BEGIN Data shown
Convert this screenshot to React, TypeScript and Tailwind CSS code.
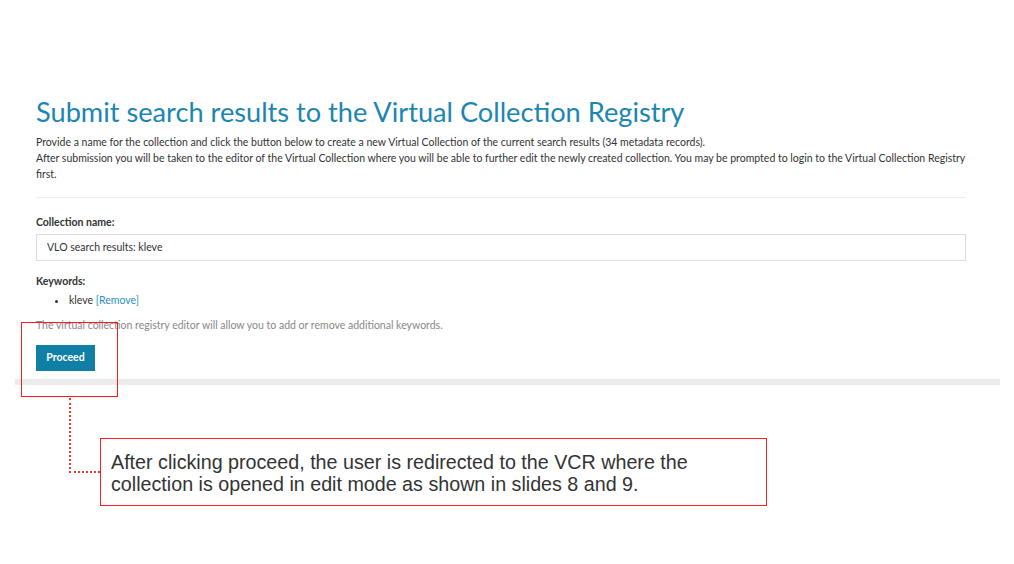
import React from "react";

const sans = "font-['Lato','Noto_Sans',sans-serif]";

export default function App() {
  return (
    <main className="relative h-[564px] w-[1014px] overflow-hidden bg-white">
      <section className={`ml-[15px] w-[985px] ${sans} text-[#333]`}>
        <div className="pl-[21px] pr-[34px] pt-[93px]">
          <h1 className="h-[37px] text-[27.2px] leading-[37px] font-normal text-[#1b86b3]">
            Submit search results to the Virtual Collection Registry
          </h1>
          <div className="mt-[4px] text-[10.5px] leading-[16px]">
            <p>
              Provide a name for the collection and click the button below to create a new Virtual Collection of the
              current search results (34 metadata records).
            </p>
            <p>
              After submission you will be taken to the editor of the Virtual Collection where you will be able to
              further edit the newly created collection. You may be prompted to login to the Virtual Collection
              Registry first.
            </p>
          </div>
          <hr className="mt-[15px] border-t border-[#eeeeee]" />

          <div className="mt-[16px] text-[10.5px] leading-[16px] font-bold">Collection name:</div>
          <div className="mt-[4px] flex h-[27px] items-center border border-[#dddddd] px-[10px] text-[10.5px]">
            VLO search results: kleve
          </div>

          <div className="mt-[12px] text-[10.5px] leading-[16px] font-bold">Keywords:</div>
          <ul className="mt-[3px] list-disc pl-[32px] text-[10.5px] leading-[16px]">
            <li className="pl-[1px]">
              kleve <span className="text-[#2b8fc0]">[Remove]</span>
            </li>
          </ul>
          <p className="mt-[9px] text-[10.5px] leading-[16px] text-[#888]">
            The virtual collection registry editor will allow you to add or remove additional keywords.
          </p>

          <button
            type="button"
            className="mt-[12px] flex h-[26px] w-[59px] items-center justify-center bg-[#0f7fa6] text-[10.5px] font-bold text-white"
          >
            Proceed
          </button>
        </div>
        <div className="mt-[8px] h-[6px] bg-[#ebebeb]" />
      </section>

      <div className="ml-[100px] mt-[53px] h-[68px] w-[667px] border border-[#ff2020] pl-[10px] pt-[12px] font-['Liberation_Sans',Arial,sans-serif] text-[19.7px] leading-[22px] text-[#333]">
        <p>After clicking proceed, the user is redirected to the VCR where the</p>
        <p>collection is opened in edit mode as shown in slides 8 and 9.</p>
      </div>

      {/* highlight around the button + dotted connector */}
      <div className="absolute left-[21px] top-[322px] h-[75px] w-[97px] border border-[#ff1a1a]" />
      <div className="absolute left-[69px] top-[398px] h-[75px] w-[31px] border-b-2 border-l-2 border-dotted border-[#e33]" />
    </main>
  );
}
END Data shown
**Task prompt:** Show all lines from the data above in which the word "React" appears.

**Response to the task:**
Convert this screenshot to React, TypeScript and Tailwind CSS code.
import React from "react";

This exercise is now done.